24.  I am aware the plaintiff has demonstrated he has paid a total of $9,000 + $2,000 = $11,000 to the defended.  This sum is specifically for 009 amounting to $9,000/-.  The sum of $2,000/- for shop 027 should be refunded and or utilized as future rent towards shop 009 to be given.

25.  I reject the defence on grounds that the refusal and or discontinuation of the agreement is used on the grounds that the plaintiff is of “violent nature”.  There is no grounds of any breach of contract committed by the plaintiff.

26.  The said suit for the plaintiff against the defendant be and is hereby allowed.

27.    In summary

27. 1   Contract

27. 2   Specific Performance

Lease of shop premises 009 be and is hereby agreed and granted.

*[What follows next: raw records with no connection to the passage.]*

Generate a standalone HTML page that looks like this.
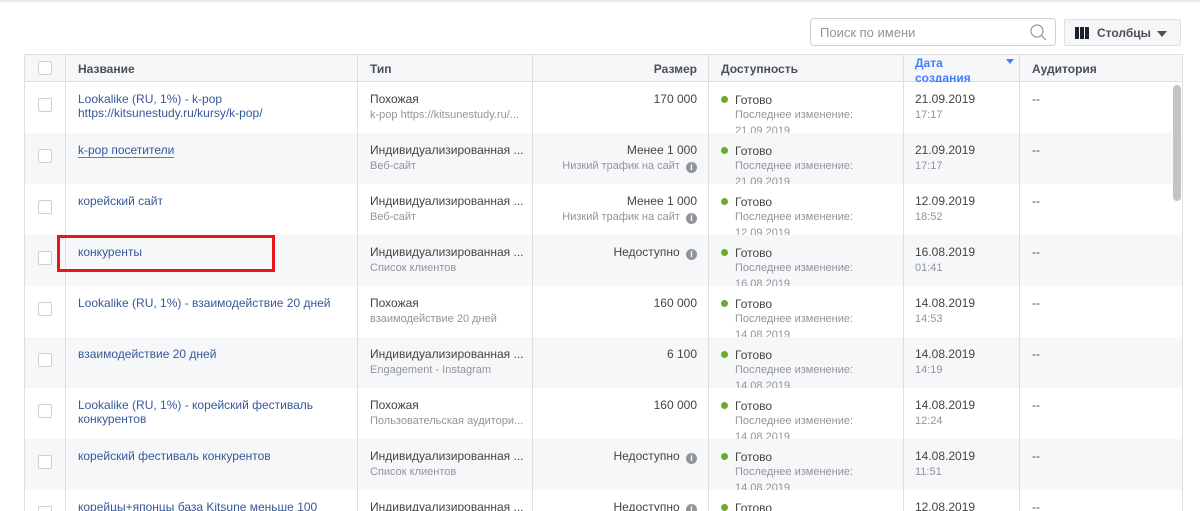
<!DOCTYPE html>
<html><head><meta charset="utf-8"><style>
*{box-sizing:border-box;margin:0;padding:0}
body{width:1200px;height:511px;overflow:hidden;background:#fff;font-family:"Liberation Sans",Arial,sans-serif;font-size:12px;color:#444;position:relative}
.topline{position:absolute;left:0;top:0;width:1200px;height:2px;background:#e9eaed}
.search{position:absolute;left:810px;top:18px;width:246px;height:28px;border:1px solid #ccd0d5;border-radius:4px;color:#90949c;font-size:13px;padding:6px 9px}
.btn{position:absolute;left:1064px;top:19px;width:117px;height:27px;border:1px solid #dddfe2;border-radius:2px;background:#f5f6f7;font-weight:bold;font-size:12px;color:#4b4f56;padding:6px 0 0 32px}
.table{position:absolute;left:24px;top:54px;width:1159px;height:457px;border:1px solid #dddfe2;border-bottom:0;overflow:hidden}
.hdr{position:absolute;left:0;top:0;width:100%;height:27px;background:#f6f7f9;border-bottom:1px solid #dddfe2;font-weight:bold;color:#4b4f56}
.row{position:absolute;left:0;width:100%;height:51px;overflow:hidden}
.g{background:#f6f7f9}
.c{position:absolute;top:0;height:100%;overflow:hidden;white-space:nowrap}
.vl{position:absolute;top:0;width:1px;height:457px;background:#dddfe2}
.cb{position:absolute;left:13px;width:14px;height:14px;border:1px solid #ccd0d5;border-radius:2px;background:#fff}
a{color:#365899;text-decoration:none}
.sub{color:#90949c;font-size:11px;margin-top:3px}
.dot{display:inline-block;width:7px;height:7px;border-radius:50%;background:#6aaa2f;margin-right:7px;vertical-align:1px}
.i{display:inline-block;width:11px;height:11px;border-radius:50%;background:#90949c;color:#fff;font-size:9px;font-weight:bold;text-align:center;line-height:11px;vertical-align:-1px;margin-left:3px}
</style></head><body>
<div class="topline"></div>
<div class="search">Поиск по имени
<svg style="position:absolute;right:8px;top:5px" width="17" height="17" viewBox="0 0 17 17"><circle cx="7" cy="7" r="6" fill="none" stroke="#90949c" stroke-width="1.2"/><line x1="11.3" y1="11.3" x2="16" y2="16" stroke="#90949c" stroke-width="1.2"/></svg></div>
<div class="btn"><span style="position:absolute;left:10px;top:7px;width:14px;height:12px;background:linear-gradient(90deg,#1d2129 0 4px,transparent 4px 5px,#1d2129 5px 9px,transparent 9px 10px,#1d2129 10px)"></span>Столбцы<span style="position:absolute;right:13px;top:11px;border:5px solid transparent;border-top:6px solid #4b4f56;border-bottom:0"></span></div>
<div class="table">
<div class="hdr">
<div class="cb" style="top:6px"></div>
<div class="c" style="left:53px;top:7px">Название</div>
<div class="c" style="left:345px;top:7px">Тип</div>
<div class="c" style="left:508px;width:164px;text-align:right;top:7px">Размер</div>
<div class="c" style="left:696px;top:7px">Доступность</div>
<div class="c" style="left:890px;top:1px;color:#4080ff;line-height:15px;height:26px">Дата<br>создания</div>
<div style="position:absolute;left:981px;top:4px;border:4px solid transparent;border-top:5px solid #4080ff;border-bottom:0"></div>
<div class="c" style="left:1007px;top:7px">Аудитория</div>
</div>
<div id="rows"></div>
<div class="vl" style="left:40px"></div><div class="vl" style="left:332px"></div><div class="vl" style="left:507px"></div><div class="vl" style="left:683px"></div><div class="vl" style="left:878px"></div><div class="vl" style="left:994px"></div>
<div style="position:absolute;left:1148px;top:30px;width:8px;height:116px;border-radius:4px;background:#c4c4c4"></div>
</div>
<div style="position:absolute;left:57px;top:235px;width:218px;height:37px;border:3px solid #e8151b"></div>
<script>
var d=[
["Lookalike (RU, 1%) - k-pop<br>https://kitsunestudy.ru/kursy/k-pop/","Похожая","k-pop https://kitsunestudy.ru/...","170 000","","21.09.2019","17:17","21.09.2019"],
["<span style='outline:1px solid #4080ff'>k-pop посетители</span>","Индивидуализированная ...","Веб-сайт","Менее 1 000","Низкий трафик на сайт <span class=i>i</span>","21.09.2019","17:17","21.09.2019"],
["корейский сайт","Индивидуализированная ...","Веб-сайт","Менее 1 000","Низкий трафик на сайт <span class=i>i</span>","12.09.2019","18:52","12.09.2019"],
["конкуренты","Индивидуализированная ...","Список клиентов","Недоступно <span class=i>i</span>","","16.08.2019","01:41","16.08.2019"],
["Lookalike (RU, 1%) - взаимодействие 20 дней","Похожая","взаимодействие 20 дней","160 000","","14.08.2019","14:53","14.08.2019"],
["взаимодействие 20 дней","Индивидуализированная ...","Engagement - Instagram","6 100","","14.08.2019","14:19","14.08.2019"],
["Lookalike (RU, 1%) - корейский фестиваль<br>конкурентов","Похожая","Пользовательская аудитори...","160 000","","14.08.2019","12:24","14.08.2019"],
["корейский фестиваль конкурентов","Индивидуализированная ...","Список клиентов","Недоступно <span class=i>i</span>","","14.08.2019","11:51","14.08.2019"],
["корейцы+японцы база Kitsune меньше 100","Индивидуализированная ...","","Недоступно <span class=i>i</span>","","12.08.2019","",""]];
var h="";d.forEach(function(r,k){h+='<div class="row'+(k%2?' g':'')+'" style="top:'+(27+k*51)+'px"><div class="cb" style="top:16px"></div>'+
'<div class="c" style="left:53px;top:10px;line-height:14px"><a>'+r[0]+'</a></div>'+
'<div class="c" style="left:345px;top:10px"><div>'+r[1]+'</div><div class="sub">'+r[2]+'</div></div>'+
'<div class="c" style="left:508px;width:164px;text-align:right;top:10px"><div>'+r[3]+'</div><div class="sub">'+r[4]+'</div></div>'+
'<div class="c" style="left:696px;top:10px;line-height:16px"><div><span class="dot"></span>Готово</div><div style="color:#90949c;font-size:11px;padding-left:14px;margin-top:-1px">Последнее изменение:<br>'+r[7]+'</div></div>'+
'<div class="c" style="left:890px;top:10px"><div>'+r[5]+'</div><div style="color:#90949c;margin-top:3px;font-size:11px">'+r[6]+'</div></div>'+
'<div class="c" style="left:1007px;top:10px;color:#4b4f56">--</div></div>'});
document.getElementById("rows").innerHTML=h;
</script>
</body></html>
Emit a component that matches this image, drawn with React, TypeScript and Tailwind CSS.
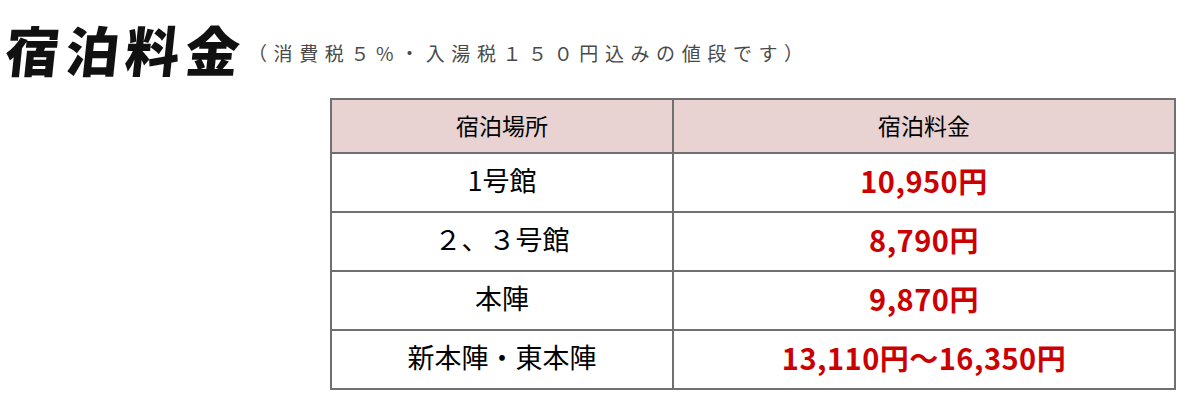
const rows = [
  { place: "1号館", price: "10,950円" },
  { place: "２、３号館", price: "8,790円" },
  { place: "本陣", price: "9,870円" },
  { place: "新本陣・東本陣", price: "13,110円〜16,350円" },
];

const App = () => {
  return (
    <div className="h-[405px] w-[1200px] bg-white font-['Noto_Sans_CJK_JP',sans-serif] text-black">
      <div className="flex h-[98px] items-start pt-[16px] pl-[6px]">
        <h1 className="-skew-x-6 text-[54px] leading-[66px] font-black tracking-[6px] text-[#111]">
          宿泊料金
        </h1>
        <p className="ml-[2px] pt-[24px] text-[19px] leading-[26px] tracking-[6.6px] text-[#4a4a4a]">
          （消費税５%・入湯税１５０円込みの値段です）
        </p>
      </div>

      <div className="pl-[330px]">
        <table className="w-[846px] border-collapse border-2 border-[#707070] text-center">
          <thead>
            <tr className="h-[54px] bg-[#e8d2d2]">
              <th className="w-[342px] border-2 border-[#707070] pb-[2px] text-[23px] font-normal">
                宿泊場所
              </th>
              <th className="border-2 border-[#707070] pb-[2px] text-[23px] font-normal">
                宿泊料金
              </th>
            </tr>
          </thead>
          <tbody>
            {rows.map((row) => (
              <tr key={row.place} className="h-[59px]">
                <td className="border-2 border-[#707070] pb-[6px] text-[27px] leading-[32px]">
                  {row.place}
                </td>
                <td className="border-2 border-[#707070] pb-[6px] text-[29px] leading-[32px] font-bold tracking-[0.5px] text-[#cc0000]">
                  {row.price}
                </td>
              </tr>
            ))}
          </tbody>
        </table>
      </div>
    </div>
  );
};

export default App;
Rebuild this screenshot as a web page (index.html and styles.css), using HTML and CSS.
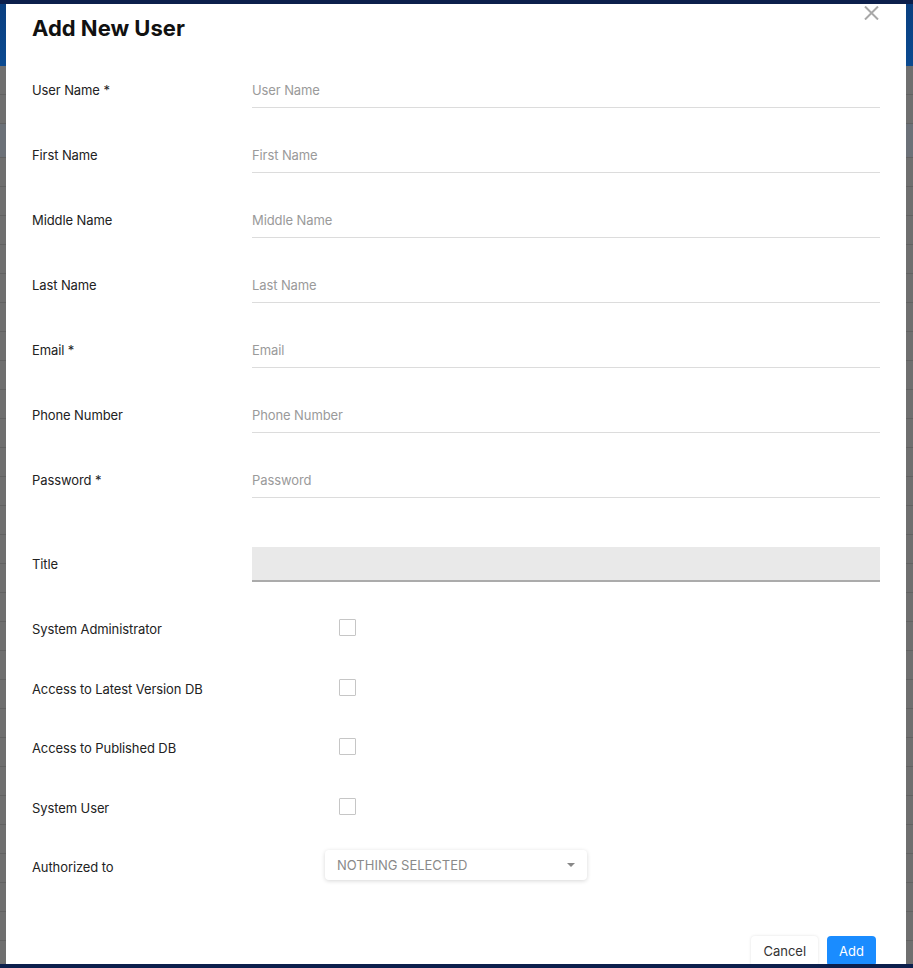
FILE: index.html
```html
<!DOCTYPE html>
<html lang="en">
<head>
  <meta charset="UTF-8">
  <meta name="viewport" content="width=device-width, initial-scale=1.0">
  <title>Add New User</title>
  <link rel="stylesheet" href="styles.css">
</head>
<body>
  <div class="page">
    <div class="topbar"></div>
    <div class="banner"></div>
    <div class="rows">
      <div class="row-bg"></div><div class="row-bg"></div><div class="row-bg tint"></div>
      <div class="row-bg"></div><div class="row-bg"></div><div class="row-bg"></div>
      <div class="row-bg"></div><div class="row-bg"></div><div class="row-bg"></div>
      <div class="row-bg"></div><div class="row-bg"></div><div class="row-bg"></div>
      <div class="row-bg"></div><div class="row-bg"></div><div class="row-bg"></div>
      <div class="row-bg"></div><div class="row-bg"></div><div class="row-bg"></div>
      <div class="row-bg"></div><div class="row-bg"></div><div class="row-bg"></div>
      <div class="row-bg"></div><div class="row-bg"></div><div class="row-bg"></div>
      <div class="row-bg"></div><div class="row-bg"></div><div class="row-bg"></div>
      <div class="row-bg"></div><div class="row-bg"></div><div class="row-bg"></div>
    </div>
  </div>

  <div class="modal">
    <button class="close" aria-label="Close">
      <svg width="15" height="14" viewBox="0 0 15 14"><path d="M1 0.5 L14 13.5 M14 0.5 L1 13.5" stroke="#a8a8a8" stroke-width="2" fill="none"/></svg>
    </button>
    <h1 class="modal-title">Add New User</h1>

    <form class="form">
      <div class="field">
        <label>User Name *</label>
        <input type="text" placeholder="User Name">
      </div>
      <div class="field">
        <label>First Name</label>
        <input type="text" placeholder="First Name">
      </div>
      <div class="field">
        <label>Middle Name</label>
        <input type="text" placeholder="Middle Name">
      </div>
      <div class="field">
        <label>Last Name</label>
        <input type="text" placeholder="Last Name">
      </div>
      <div class="field">
        <label>Email *</label>
        <input type="text" placeholder="Email">
      </div>
      <div class="field">
        <label>Phone Number</label>
        <input type="text" placeholder="Phone Number">
      </div>
      <div class="field">
        <label>Password *</label>
        <input type="password" placeholder="Password">
      </div>

      <div class="field title-field">
        <label>Title</label>
        <div class="select-box"></div>
      </div>

      <div class="option">
        <label>System Administrator</label>
        <span class="check"></span>
      </div>
      <div class="option">
        <label>Access to Latest Version DB</label>
        <span class="check"></span>
      </div>
      <div class="option">
        <label>Access to Published DB</label>
        <span class="check"></span>
      </div>
      <div class="option">
        <label>System User</label>
        <span class="check"></span>
      </div>
      <div class="option">
        <label>Authorized to</label>
        <div class="dropdown">
          <span>NOTHING SELECTED</span>
          <span class="caret"></span>
        </div>
      </div>
    </form>

    <div class="actions">
      <button class="btn btn-cancel">Cancel</button>
      <button class="btn btn-add">Add</button>
    </div>
  </div>

  <div class="bottombar"></div>
</body>
</html>
```

FILE: styles.css
```css
body {
  margin: 0;
  height: 968px;
  overflow: hidden;
  font-family: Inter, "Noto Sans", sans-serif;
  background-color: #6f6f6f;
}

.page {
  width: 913px;
}

.topbar {
  height: 4px;
  background-color: #0c1f4c;
}

.banner {
  height: 62px;
  background: linear-gradient(to bottom, #0a3f80, #0b4a90);
}

.row-bg {
  height: 28px;
  border-bottom: 1px solid #626262;
}

.row-bg.tint {
  height: 33px;
  background-color: #6c7178;
}

.bottombar {
  position: fixed;
  left: 0;
  right: 0;
  bottom: 0;
  height: 4px;
  background-color: #0c1f4c;
}

.modal {
  position: absolute;
  left: 6px;
  top: 4px;
  width: 900px;
  height: 960px;
  box-sizing: border-box;
  padding: 0 26px;
  background-color: #fff;
  overflow: hidden;
}

.close {
  position: absolute;
  top: 2px;
  right: 27px;
  padding: 0;
  border: none;
  background: none;
  cursor: pointer;
}

.modal-title {
  margin: 0;
  padding-top: 11px;
  height: 42px;
  font-size: 22px;
  line-height: 26px;
  font-weight: 700;
  color: #111;
}

.form {
  display: flex;
  flex-direction: column;
  padding-top: 0.5px;
}

.field {
  display: grid;
  grid-template-columns: 220px 1fr;
  align-items: center;
  height: 65px;
}

.field label,
.option label {
  font-size: 13px;
  letter-spacing: -0.1px;
  color: #222;
}

.field input {
  height: 35px;
  box-sizing: border-box;
  padding: 0;
  border: none;
  border-bottom: 1px solid #dcdcdc;
  font-family: inherit;
  font-size: 13px;
  letter-spacing: -0.1px;
  color: #222;
  outline: none;
}

.field input::placeholder {
  color: #9a9a9a;
}

.title-field {
  margin-top: 19px;
}

.select-box {
  height: 35px;
  box-sizing: border-box;
  background-color: #e9e9e9;
  border-bottom: 2px solid #ababab;
}

.option {
  display: grid;
  grid-template-columns: 293px auto;
  justify-content: start;
  align-items: center;
  height: 59.5px;
}

.title-field + .option {
  margin-top: 3px;
}

.check {
  width: 17px;
  height: 17px;
  box-sizing: border-box;
  margin-left: 14px;
  margin-top: -3px;
  border: 1px solid #c6c6c6;
  border-radius: 1px;
}

.dropdown {
  display: flex;
  align-items: center;
  justify-content: space-between;
  width: 262px;
  height: 30px;
  box-sizing: border-box;
  padding: 0 12px;
  margin-top: -4px;
  border-radius: 4px;
  background-color: #fff;
  box-shadow: 0 1px 4px rgba(0, 0, 0, 0.16);
  font-size: 13px;
  color: #8a8a8a;
}

.caret {
  width: 0;
  height: 0;
  border-left: 4px solid transparent;
  border-right: 4px solid transparent;
  border-top: 4px solid #888;
}

.actions {
  display: flex;
  justify-content: flex-end;
  gap: 9px;
  margin-top: 39px;
  padding-right: 4px;
}

.btn {
  height: 30px;
  padding: 0 12px;
  border: none;
  border-radius: 4px;
  font-family: inherit;
  font-size: 13px;
  cursor: pointer;
}

.btn-cancel {
  background-color: #fff;
  color: #333;
  box-shadow: 0 0 3px rgba(0, 0, 0, 0.12);
}

.btn-add {
  background-color: #1a8cff;
  color: #fff;
}
```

27. 3.   The plaintiff entitled to quite possession.  An injunction duly

issued to restrain defendant from renting premises out to third parties

27. 4.   Condition of tenancy to be left to the defendant. If in writing, then for a period of 5 years 3 months. If not in writing the plaintiff would fall under the Landlord Tenant Business Premises Act Cap. 301 Laws of Kenya.

27. 5.   The costs of this suit are given to the plaintiff to be paid by he defendant.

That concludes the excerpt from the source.